Briefing
This research addresses the foundational security of Verifiable Delay Functions (VDFs), cryptographic primitives designed to ensure a minimum computation time even with vast parallel resources, crucial for blockchain randomness. The paper reveals a critical flaw in algebraic VDF candidates like Sloth++, Veedo, and MinRoot, demonstrating that their core assumption ∞ that exponentiation requires strictly sequential computation ∞ is incorrect. This breakthrough cryptanalysis shows that parallel computation can significantly reduce the latency of these VDFs, undermining their security guarantees and necessitating a re-evaluation of their suitability for robust blockchain architectures.

Context
Before this research, Verifiable Delay Functions (VDFs) were conceived as a solution to the public randomness problem in decentralized systems, offering a mechanism to generate unpredictable outputs with a guaranteed minimum computation time, verifiable by anyone. The prevailing theoretical limitation centered on the design of VDFs that could genuinely resist parallelization, with several practical candidates relying on the presumed sequential nature of exponentiation in large finite fields.

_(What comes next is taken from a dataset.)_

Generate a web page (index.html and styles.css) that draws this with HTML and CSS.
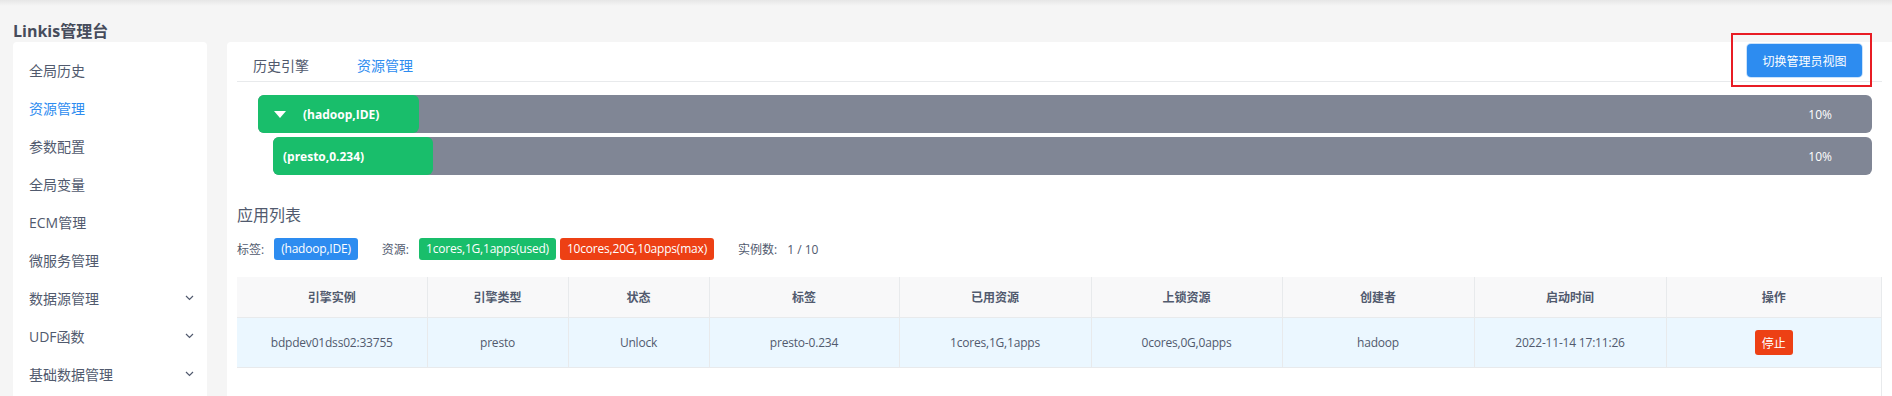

This assumption formed a cornerstone of their security, yet remained largely unproven against advanced cryptanalytic techniques.

Analysis
The paper’s core mechanism for cryptanalysis lies in demonstrating how the latency of exponentiation, the foundational operation for algebraic VDFs, can be reduced through parallel computation. Previous approaches assumed that calculating x^e inherently required log2(e) sequential multiplications. This research, however, uncovers mathematical properties within these algebraic structures that allow for shortcuts, enabling an adversary with sufficient parallel processing power to compute the VDF output significantly faster than the intended delay. This fundamentally differs from the original design premise, which posited an unassailable sequentiality, thereby compromising the VDF’s core function of enforced delay.

Parameters
- Core Concept ∞ Verifiable Delay Functions (VDFs)
- Specific VDFs Critiqued ∞ Sloth++, Veedo, MinRoot
- Attack Method ∞ Parallel Exponentiation Optimization
- Key Authors ∞ Biryukov, A. et al.
- Underlying Mathematical Operation ∞ Exponentiation in Large Finite Fields
- Publication Venue ∞ IACR CRYPTO 2024

Outlook
This cryptanalysis opens new avenues for research into the design of truly robust Verifiable Delay Functions, emphasizing the need for primitives whose sequentiality is provably resistant to parallelization. The immediate next steps involve developing new VDF constructions that do not rely on the vulnerable algebraic assumptions identified, potentially leveraging different cryptographic hardness assumptions. In the next 3-5 years, this research will likely drive the adoption of more rigorously designed VDFs for critical blockchain applications, such as secure randomness beacons, fair transaction ordering, and proof-of-stake consensus mechanisms, ensuring their foundational security against sophisticated adversaries.